■ **Information supplied**:
⟨
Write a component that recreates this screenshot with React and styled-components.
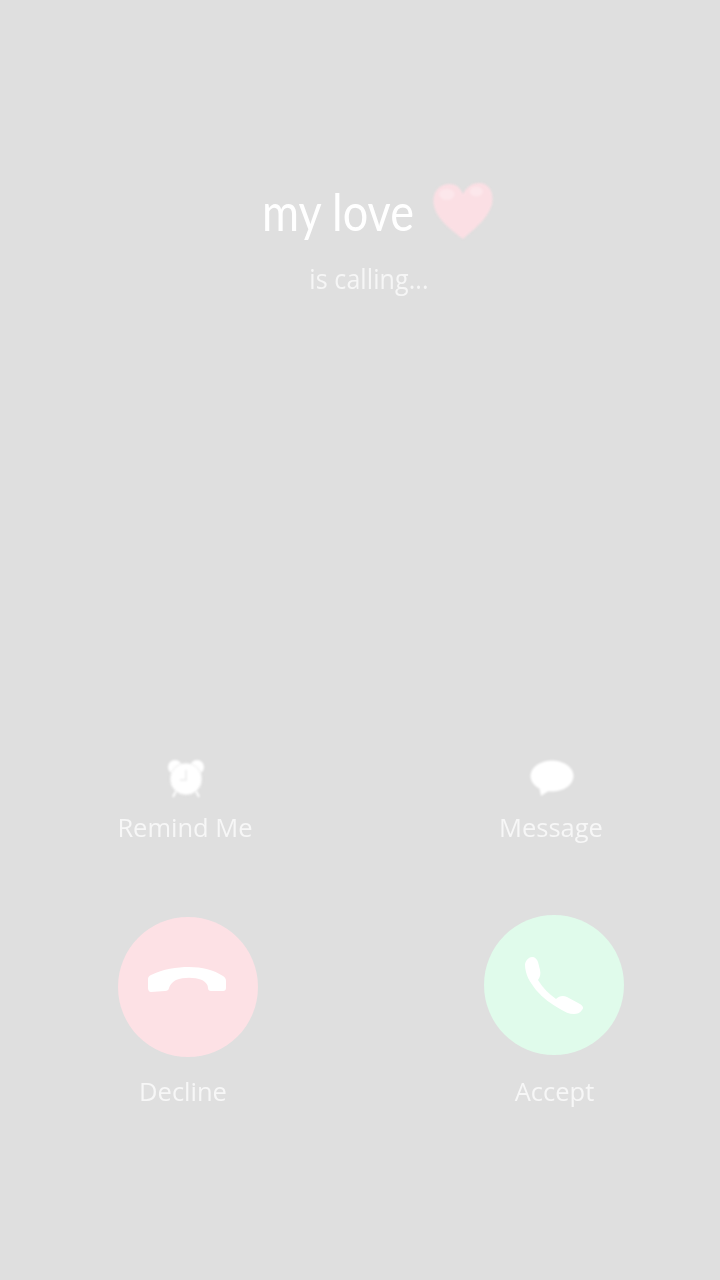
import React from "react";
import styled, { createGlobalStyle } from "styled-components";

const Global = createGlobalStyle`
  html, body { margin: 0; padding: 0; background: #dfdfdf; }
  body { font-family: "Open Sans", "Noto Sans", sans-serif; }
`;

const Screen = styled.main`
  box-sizing: border-box;
  width: 720px;
  height: 1280px;
  padding-top: 178px;
  background: #dfdfdf;
  overflow: hidden;
  display: flex;
  flex-direction: column;
`;

const Caller = styled.header`
  display: flex;
  flex-direction: column;
  align-items: center;
  height: 582px;
`;

const NameRow = styled.div`
  display: flex;
  align-items: flex-start;
  gap: 18px;
  height: 81px;
  margin-left: 36px;
`;

const Name = styled.h1`
  margin: 5px 0 0;
  font-family: "Lato", sans-serif;
  font-size: 45px;
  line-height: 56px;
  font-weight: 400;
  color: #ffffff;
  transform: scaleY(1.16);
  filter: blur(0.6px);
`;

const Heart = styled.svg`
  display: block;
  margin-top: 4px;
  filter: blur(1px);
`;

const Status = styled.p`
  margin: 0 0 0 18px;
  font-size: 25px;
  line-height: 38px;
  letter-spacing: 0.1px;
  color: rgba(255, 255, 255, 0.72);
  transform: scaleY(1.06);
  filter: blur(0.6px);
`;

const Row = styled.section`
  display: grid;
  grid-template-columns: 200px 200px;
  column-gap: 166px;
  padding-left: 86px;
`;

const Column = styled.div`
  display: flex;
  flex-direction: column;
  align-items: center;
`;

const Shortcut = styled(Column)`
  height: 155px;
`;

const ShortcutIcon = styled.svg`
  display: block;
  filter: blur(0.9px);
`;

const Label = styled.span`
  display: block;
  margin-left: ${(p) => p.$shift || 0}px;
  margin-top: ${(p) => p.$top || 0}px;
  font-size: 25.5px;
  line-height: 34px;
  color: rgba(255, 255, 255, 0.74);
  white-space: nowrap;
  filter: blur(0.6px);
`;

const CallButton = styled.button`
  display: flex;
  align-items: center;
  justify-content: center;
  box-sizing: border-box;
  width: 140px;
  height: 140px;
  padding: 0;
  margin-left: ${(p) => p.$shift}px;
  margin-top: ${(p) => p.$top}px;
  border: none;
  border-radius: 50%;
  background: ${(p) => p.$color};
  filter: blur(0.7px);
`;

const HangIcon = styled.svg`
  display: block;
`;

export default function App() {
  return (
    <Screen>
      <Global />
      <Caller>
        <NameRow>
          <Name>my love</Name>
          <Heart width="62" height="59" viewBox="0 0 64 62">
            <path
              d="M32 60C24 53 3 40 1 22C0 9 8 2 18 2C25 2 30 7 32 13C35 6 41 1 49 1C58 1 64 9 63 20C61 38 40 52 32 60Z"
              fill="#fbdfe4"
            />
            <ellipse cx="15" cy="13" rx="8" ry="6" fill="#fce7eb" />
            <ellipse cx="46" cy="10" rx="7" ry="5" fill="#fce7eb" />
          </Heart>
        </NameRow>
        <Status>is calling...</Status>
      </Caller>

      <Row>
        <Shortcut>
          <ShortcutIcon width="38" height="40" viewBox="0 0 38 40">
            <circle cx="8" cy="7" r="7" fill="#fff" />
            <circle cx="30" cy="7" r="7" fill="#fff" />
            <path d="M9 31L6 37M29 31L32 37" stroke="#fff" strokeWidth="2" />
            <circle cx="19" cy="19" r="16" fill="#fff" stroke="#e6e6e6" strokeWidth="0.8" />
            <path d="M19 10V20H13" fill="none" stroke="#ececec" strokeWidth="1.6" />
          </ShortcutIcon>
          <Label $top={10} $shift={-2}>Remind Me</Label>
        </Shortcut>
        <Shortcut>
          <ShortcutIcon width="44" height="38" viewBox="0 0 44 38">
            <ellipse cx="22" cy="16" rx="21.5" ry="15.5" fill="#fff" />
            <path d="M9 26L11 36L20 30Z" fill="#fff" />
          </ShortcutIcon>
          <Label $top={12} $shift={-2}>Message</Label>
        </Shortcut>
      </Row>

      <Row>
        <Column>
          <CallButton $color="#fde1e5" $shift={4} $top={2} aria-label="Decline">
            <HangIcon width="140" height="140" viewBox="0 0 140 140">
              <path
                d="M30 62C30 60 31 59 33 58C45 52 59 50 71 50C84 50 96 53 105 59C107 60 108 62 108 64L108 71C108 73 107 74 105 74L93 74C91 74 90 73 90 71C90 68 88 65 84 63C76 60 66 60 58 63C54 65 52 68 51 71C51 73 49 74 47 74L33 75C31 75 30 73 30 71Z"
                fill="#fff"
              />
            </HangIcon>
          </CallButton>
          <Label $top={17} $shift={-6}>Decline</Label>
        </Column>
        <Column>
          <CallButton $color="#e0fbeb" $shift={4} $top={0} aria-label="Accept">
            <HangIcon width="140" height="140" viewBox="0 0 140 140">
              <path
                d="M41 49C42 45 45 42 48 42C51 42 53 44 54 47L56 55C57 59 56 62 54 65C59 73 65 79 72 84C75 81 79 80 83 82L96 89C99 91 100 93 98 95C96 98 93 99 90 99C85 99 81 97 76 94C67 89 59 83 52 75C46 67 41 60 41 49Z"
                fill="#fff"
              />
            </HangIcon>
          </CallButton>
          <Label $top={19} $shift={5}>Accept</Label>
        </Column>
      </Row>
    </Screen>
  );
}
⟩
■ **What to work on**:
Reproduce every line precisely as given, omitting all pictures.

■ **Exercise output**:
Write a component that recreates this screenshot with React and styled-components.
import React from "react";
import styled, { createGlobalStyle } from "styled-components";

const Global = createGlobalStyle`
  html, body { margin: 0; padding: 0; background: #dfdfdf; }
  body { font-family: "Open Sans", "Noto Sans", sans-serif; }
`;

const Screen = styled.main`
  box-sizing: border-box;
  width: 720px;
  height: 1280px;
  padding-top: 178px;
  background: #dfdfdf;
  overflow: hidden;
  display: flex;
  flex-direction: column;
`;

const Caller = styled.header`
  display: flex;
  flex-direction: column;
  align-items: center;
  height: 582px;
`;

const NameRow = styled.div`
  display: flex;
  align-items: flex-start;
  gap: 18px;
  height: 81px;
  margin-left: 36px;
`;

const Name = styled.h1`
  margin: 5px 0 0;
  font-family: "Lato", sans-serif;
  font-size: 45px;
  line-height: 56px;
  font-weight: 400;
  color: #ffffff;
  transform: scaleY(1.16);
  filter: blur(0.6px);
`;

const Heart = styled.svg`
  display: block;
  margin-top: 4px;
  filter: blur(1px);
`;

const Status = styled.p`
  margin: 0 0 0 18px;
  font-size: 25px;
  line-height: 38px;
  letter-spacing: 0.1px;
  color: rgba(255, 255, 255, 0.72);
  transform: scaleY(1.06);
  filter: blur(0.6px);
`;

const Row = styled.section`
  display: grid;
  grid-template-columns: 200px 200px;
  column-gap: 166px;
  padding-left: 86px;
`;

const Column = styled.div`
  display: flex;
  flex-direction: column;
  align-items: center;
`;

const Shortcut = styled(Column)`
  height: 155px;
`;

const ShortcutIcon = styled.svg`
  display: block;
  filter: blur(0.9px);
`;

const Label = styled.span`
  display: block;
  margin-left: ${(p) => p.$shift || 0}px;
  margin-top: ${(p) => p.$top || 0}px;
  font-size: 25.5px;
  line-height: 34px;
  color: rgba(255, 255, 255, 0.74);
  white-space: nowrap;
  filter: blur(0.6px);
`;

const CallButton = styled.button`
  display: flex;
  align-items: center;
  justify-content: center;
  box-sizing: border-box;
  width: 140px;
  height: 140px;
  padding: 0;
  margin-left: ${(p) => p.$shift}px;
  margin-top: ${(p) => p.$top}px;
  border: none;
  border-radius: 50%;
  background: ${(p) => p.$color};
  filter: blur(0.7px);
`;

const HangIcon = styled.svg`
  display: block;
`;

export default function App() {
  return (
    <Screen>
      <Global />
      <Caller>
        <NameRow>
          <Name>my love</Name>
          <Heart width="62" height="59" viewBox="0 0 64 62">
            <path
              d="M32 60C24 53 3 40 1 22C0 9 8 2 18 2C25 2 30 7 32 13C35 6 41 1 49 1C58 1 64 9 63 20C61 38 40 52 32 60Z"
              fill="#fbdfe4"
            />
            <ellipse cx="15" cy="13" rx="8" ry="6" fill="#fce7eb" />
            <ellipse cx="46" cy="10" rx="7" ry="5" fill="#fce7eb" />
          </Heart>
        </NameRow>
        <Status>is calling...</Status>
      </Caller>

      <Row>
        <Shortcut>
          <ShortcutIcon width="38" height="40" viewBox="0 0 38 40">
            <circle cx="8" cy="7" r="7" fill="#fff" />
            <circle cx="30" cy="7" r="7" fill="#fff" />
            <path d="M9 31L6 37M29 31L32 37" stroke="#fff" strokeWidth="2" />
            <circle cx="19" cy="19" r="16" fill="#fff" stroke="#e6e6e6" strokeWidth="0.8" />
            <path d="M19 10V20H13" fill="none" stroke="#ececec" strokeWidth="1.6" />
          </ShortcutIcon>
          <Label $top={10} $shift={-2}>Remind Me</Label>
        </Shortcut>
        <Shortcut>
          <ShortcutIcon width="44" height="38" viewBox="0 0 44 38">
            <ellipse cx="22" cy="16" rx="21.5" ry="15.5" fill="#fff" />
            <path d="M9 26L11 36L20 30Z" fill="#fff" />
          </ShortcutIcon>
          <Label $top={12} $shift={-2}>Message</Label>
        </Shortcut>
      </Row>

      <Row>
        <Column>
          <CallButton $color="#fde1e5" $shift={4} $top={2} aria-label="Decline">
            <HangIcon width="140" height="140" viewBox="0 0 140 140">
              <path
                d="M30 62C30 60 31 59 33 58C45 52 59 50 71 50C84 50 96 53 105 59C107 60 108 62 108 64L108 71C108 73 107 74 105 74L93 74C91 74 90 73 90 71C90 68 88 65 84 63C76 60 66 60 58 63C54 65 52 68 51 71C51 73 49 74 47 74L33 75C31 75 30 73 30 71Z"
                fill="#fff"
              />
            </HangIcon>
          </CallButton>
          <Label $top={17} $shift={-6}>Decline</Label>
        </Column>
        <Column>
          <CallButton $color="#e0fbeb" $shift={4} $top={0} aria-label="Accept">
            <HangIcon width="140" height="140" viewBox="0 0 140 140">
              <path
                d="M41 49C42 45 45 42 48 42C51 42 53 44 54 47L56 55C57 59 56 62 54 65C59 73 65 79 72 84C75 81 79 80 83 82L96 89C99 91 100 93 98 95C96 98 93 99 90 99C85 99 81 97 76 94C67 89 59 83 52 75C46 67 41 60 41 49Z"
                fill="#fff"
              />
            </HangIcon>
          </CallButton>
          <Label $top={19} $shift={5}>Accept</Label>
        </Column>
      </Row>
    </Screen>
  );
}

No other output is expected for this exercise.